Satan, rubbing temples:
This IS hell.
The human liver can withstand up to 97% damage and make a full recovery.
Yet not one doctor will accept this as an argument for alcoholism.
[god creating dolphins]
Peter: why is he smiling?
God: cos, Pete, I’ve given him an asshole on top of his head
Peter: ah. Nice
kinda rude that my bank told me how much money i spent on food this month. what if i didn’t want to know that
My son says I only had kids so I could make them do chores.
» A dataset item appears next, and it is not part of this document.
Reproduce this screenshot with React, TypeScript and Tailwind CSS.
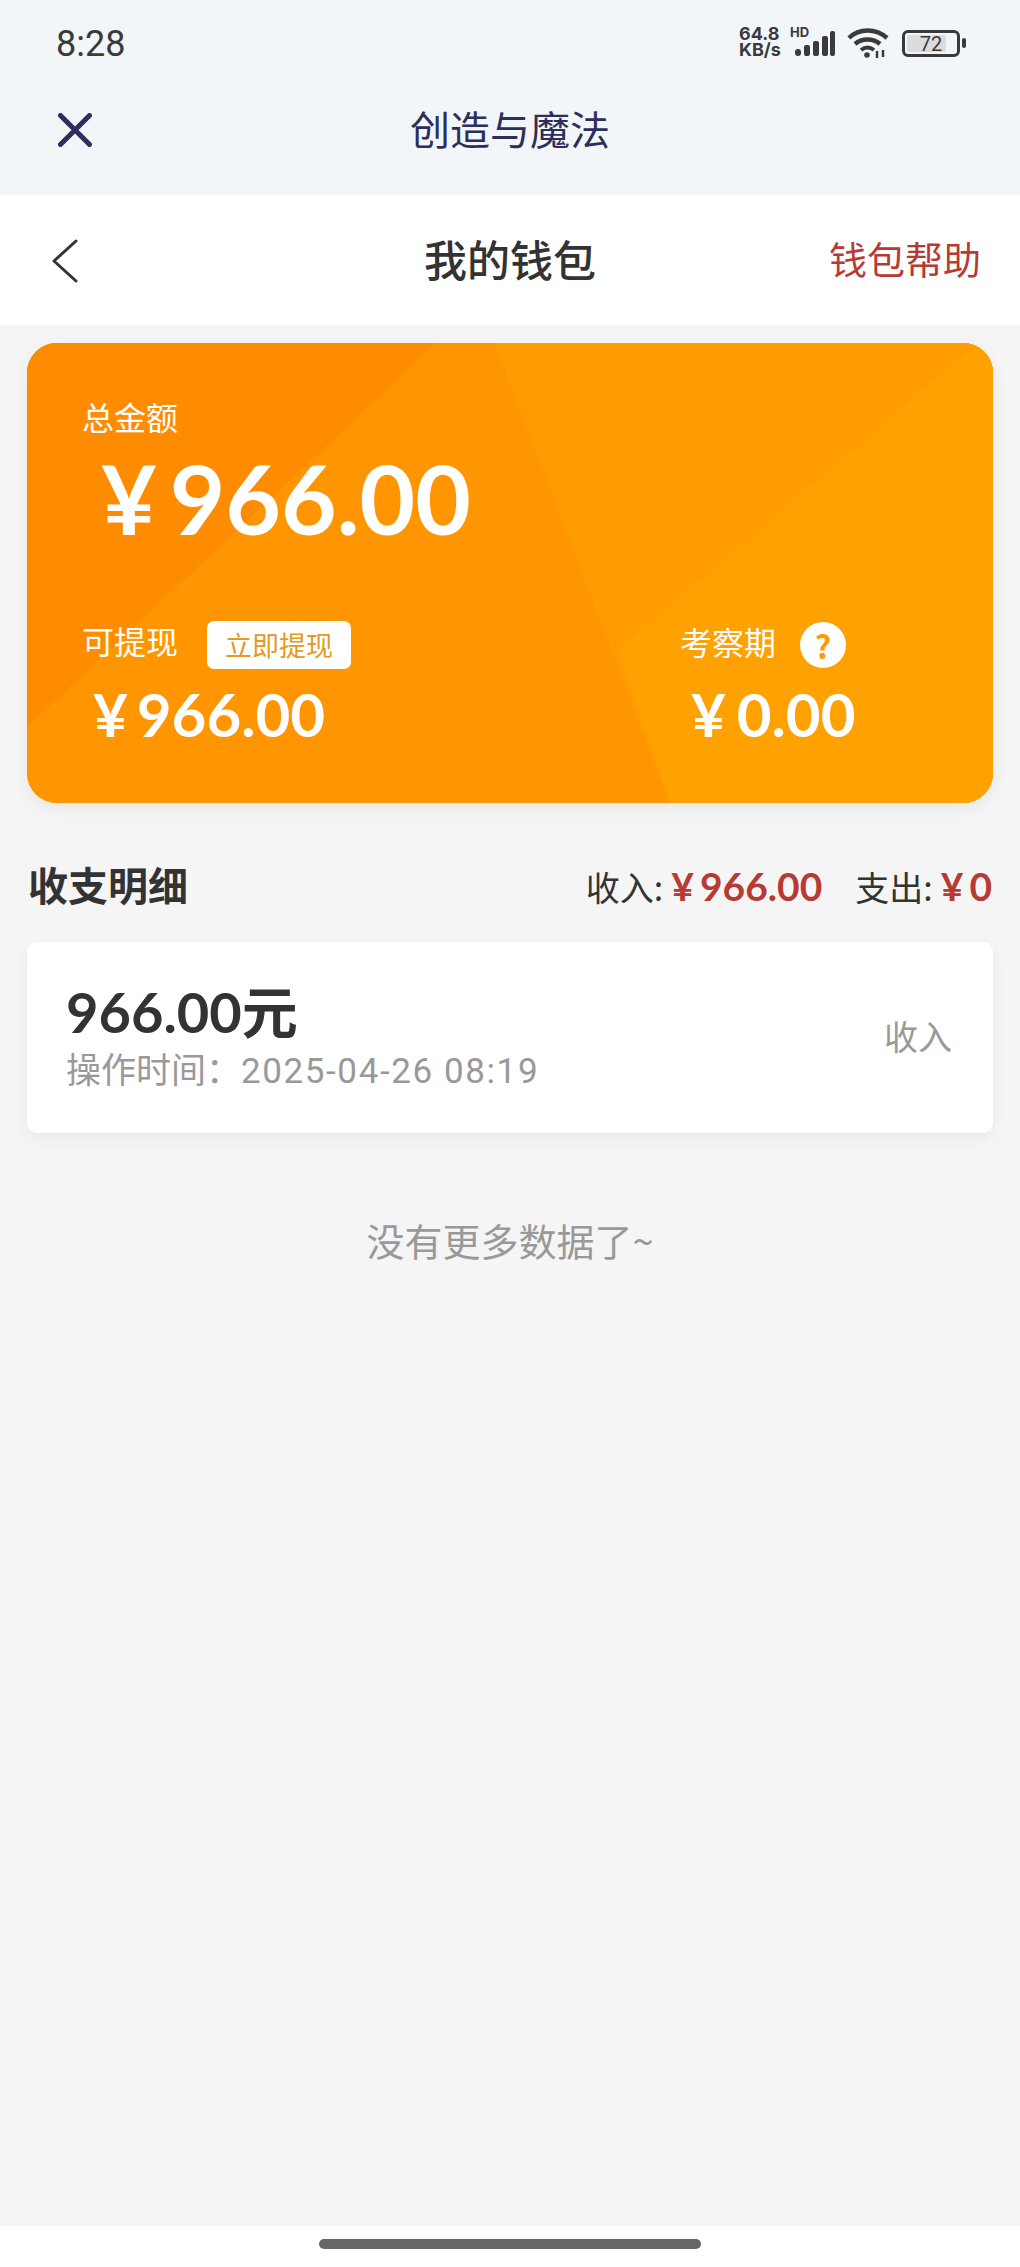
import React from "react";

const cjk = "font-['Noto_Sans_CJK_SC','Noto_Sans',sans-serif]";
const num = "font-['Lato','Noto_Sans_CJK_SC',sans-serif]";

function Signal() {
  return (
    <svg width="40" height="26" viewBox="0 0 40 26" className="absolute left-[795px] top-[31px]" fill="#3a3a3a">
      <rect x="0" y="18" width="6" height="7" rx="3" />
      <rect x="9" y="14" width="6" height="11" rx="2" />
      <rect x="18" y="10" width="6" height="15" rx="2" />
      <rect x="27" y="5" width="6" height="20" rx="2" />
      <rect x="35" y="0" width="5" height="25" rx="2" />
    </svg>
  );
}

function Wifi() {
  return (
    <svg width="42" height="30" viewBox="0 0 42 30" className="absolute left-[847px] top-[28px]" fill="none" stroke="#3a3a3a" strokeLinecap="butt">
      <path d="M2 10 C12 0 29 0 40 10" strokeWidth="4.5" />
      <path d="M8 16 C15 10 26 10 33 16" strokeWidth="4.5" />
      <path d="M14 22 C18 19 23 19 27 22" strokeWidth="4" />
      <circle cx="20" cy="27" r="2.8" fill="#3a3a3a" stroke="none" />
      <path d="M30 23 V30 M36 22 V29" strokeWidth="2.5" />
    </svg>
  );
}

export default function App() {
  return (
    <div className={`w-[1020px] h-[2267px] flex flex-col bg-[#f5f5f5] overflow-hidden ${cjk}`}>
      <header className="relative h-[195px] shrink-0 bg-[#f3f6f9]">
        <div className="h-[84px] pt-[4px] flex items-center pl-[56px] text-[36px] text-[#3a3a3a] font-['Roboto',sans-serif]">8:28</div>
        <div className="absolute left-[739px] top-[26px] font-['Inter',sans-serif] font-bold text-[18px] leading-[16px] text-[#3a3a3a]">
          64.8
          <br />
          KB/s
        </div>
        <div className="absolute left-[790px] top-[25px] font-['Inter',sans-serif] font-bold text-[13px] leading-[14px] text-[#3a3a3a]">HD</div>
        <Signal />
        <Wifi />
        <div className="absolute left-[902px] top-[30px] w-[58px] h-[27px] rounded-[6px] border-[3px] border-[#3a3a3a] p-[2px]">
          <div className="w-[39px] h-full rounded-[2px] bg-[#dcdcdc]" />
          <div className="absolute inset-0 flex items-center justify-center font-['Roboto',sans-serif] text-[20px] text-[#3a3a3a]">72</div>
        </div>
        <div className="absolute left-[962px] top-[38px] w-[4px] h-[10px] rounded-[2px] bg-[#3a3a3a]" />
        <div className="relative h-[88px] flex items-center justify-center">
          <svg width="34" height="34" viewBox="0 0 34 34" className="absolute left-[58px] top-[29px]" stroke="#2c2e5c" strokeWidth="5" strokeLinecap="round">
            <path d="M2.5 2.5 L31.5 31.5 M31.5 2.5 L2.5 31.5" />
          </svg>
          <span className="text-[40px] text-[#2c2e5c]">创造与魔法</span>
        </div>
      </header>

      <nav className="relative h-[130px] shrink-0 bg-white flex items-center justify-center">
        <svg width="26" height="44" viewBox="0 0 26 44" className="absolute left-[52px] top-[44px]" fill="none" stroke="#333" strokeWidth="3" strokeLinecap="round" strokeLinejoin="round">
          <path d="M24 2 L2 22 L24 42" />
        </svg>
        <span className="text-[43px] text-[#333] font-medium mb-[4px]">我的钱包</span>
        <span className="absolute right-[39px] top-[9px] text-[38px] leading-[108px] text-[#b83a35]">钱包帮助</span>
      </nav>

      <main className="flex-1 px-[27px] pt-[18px] flex flex-col">
        <section className="relative h-[460px] rounded-[30px] overflow-hidden bg-[#ff9500] text-white shadow-[0_6px_18px_rgba(0,0,0,0.06)]">
          <svg className="absolute inset-0" width="966" height="460" viewBox="0 0 966 460">
            <rect width="966" height="460" fill="#ff9500" />
            <polygon points="0,0 409,0 0,384" fill="#ff8c00" />
            <polygon points="467,0 966,0 966,460 643,460" fill="#ff9d00" />
            <polygon points="942,7 966,7 966,460 643,460 591,307" fill="#ffa100" />
          </svg>
          <div className="relative pl-[55px] pt-[53px]">
            <div className="text-[32px] leading-[46px] -mt-[3px]">总金额</div>
            <div className={`${num} font-bold text-[96px] leading-[100px] mt-[9px] pl-[19px] flex whitespace-nowrap`}>
              <span>¥</span>
              <span className="ml-[13px]">966.00</span>
            </div>
            <div className="flex mt-[73px]">
              <div className="w-[598px]">
                <div className="flex items-center h-[48px]">
                  <span className="text-[32px] mb-[10px]">可提现</span>
                  <span className="ml-[29px] w-[144px] h-[48px] rounded-[7px] bg-white text-[#e39a1f] text-[27px] flex items-center justify-center">立即提现</span>
                </div>
                <div className={`${num} font-bold text-[60px] leading-[66px] mt-[12px] pl-[11px] flex whitespace-nowrap`}>
                  <span>¥</span>
                  <span className="ml-[9px]">966.00</span>
                </div>
              </div>
              <div>
                <div className="flex items-center h-[48px]">
                  <span className="text-[32px] mb-[8px]">考察期</span>
                  <span className="ml-[24px] w-[46px] h-[46px] rounded-full bg-white text-[#ff9a00] text-[32px] font-bold flex items-center justify-center">?</span>
                </div>
                <div className={`${num} font-bold text-[60px] leading-[66px] mt-[12px] pl-[11px] flex whitespace-nowrap`}>
                  <span>¥</span>
                  <span className="ml-[11px]">0.00</span>
                </div>
              </div>
            </div>
          </div>
        </section>

        <div className="flex items-center justify-between h-[60px] mt-[54px]">
          <span className="text-[40px] font-bold text-[#333] pl-[1px] mb-[6px]">收支明细</span>
          <div className="flex items-center text-[#333] text-[34px] mb-[2px] pr-[1px]">
            <span>收入:</span>
            <span className={`${num} font-bold text-[#b83a35] text-[39px] ml-[8px] flex whitespace-nowrap`}>
              <span>¥</span>
              <span className="ml-[6px]">966.00</span>
            </span>
            <span className="ml-[33px]">支出:</span>
            <span className={`${num} font-bold text-[#b83a35] text-[39px] ml-[8px] flex whitespace-nowrap`}>
              <span>¥</span>
              <span className="ml-[6px]">0</span>
            </span>
          </div>
        </div>

        <div className="mt-[25px] h-[191px] rounded-[10px] bg-white shadow-[0_6px_16px_rgba(0,0,0,0.05)] flex items-center justify-between pl-[39px] pr-[41px]">
          <div>
            <div className="font-bold text-[56px] leading-[62px] text-[#333] font-['Lato','Noto_Sans_CJK_SC',sans-serif]">966.00元</div>
            <div className="mt-[3px] text-[35px] leading-[44px] text-[#999] whitespace-nowrap">操作时间：<span className="font-['Roboto',sans-serif] tracking-[1.6px]">2025-04-26 08:19</span></div>
          </div>
          <span className="text-[34px] text-[#999] mb-[4px]">收入</span>
        </div>

        <div className="mt-[80px] text-center text-[38px] leading-[54px] text-[#999]">没有更多数据了~</div>
      </main>

      <footer className="h-[41px] shrink-0 bg-white flex justify-center pt-[13px]">
        <div className="w-[382px] h-[10px] rounded-full bg-[#666]" />
      </footer>
    </div>
  );
}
Like yes, I made a bunch of messy, whiny poop machines so they could cry while doing a crap job of cleaning that I just have to redo later.
Started amusing myself in work meetings by adding “No pun intended” after comments I make with absolutely no pun or double meaning in them, then spend the next five minutes watching people’s faces as they are clearly trying to work out what the “pun” was
[gazing into The mirror of Erised]
Harry Potter: *sees his dead parents that he’s never met*
Ron Weasley: *sees a Taco Bell opening in Diagon Alley*
Friend: What do your kids like to eat?
Me: Anything that is on my plate, even though it’s also on theirs.
Hello My Friends…
Travel this week will keep me busy. So, No I’m not ignoring you while I dance with cats. Patience please.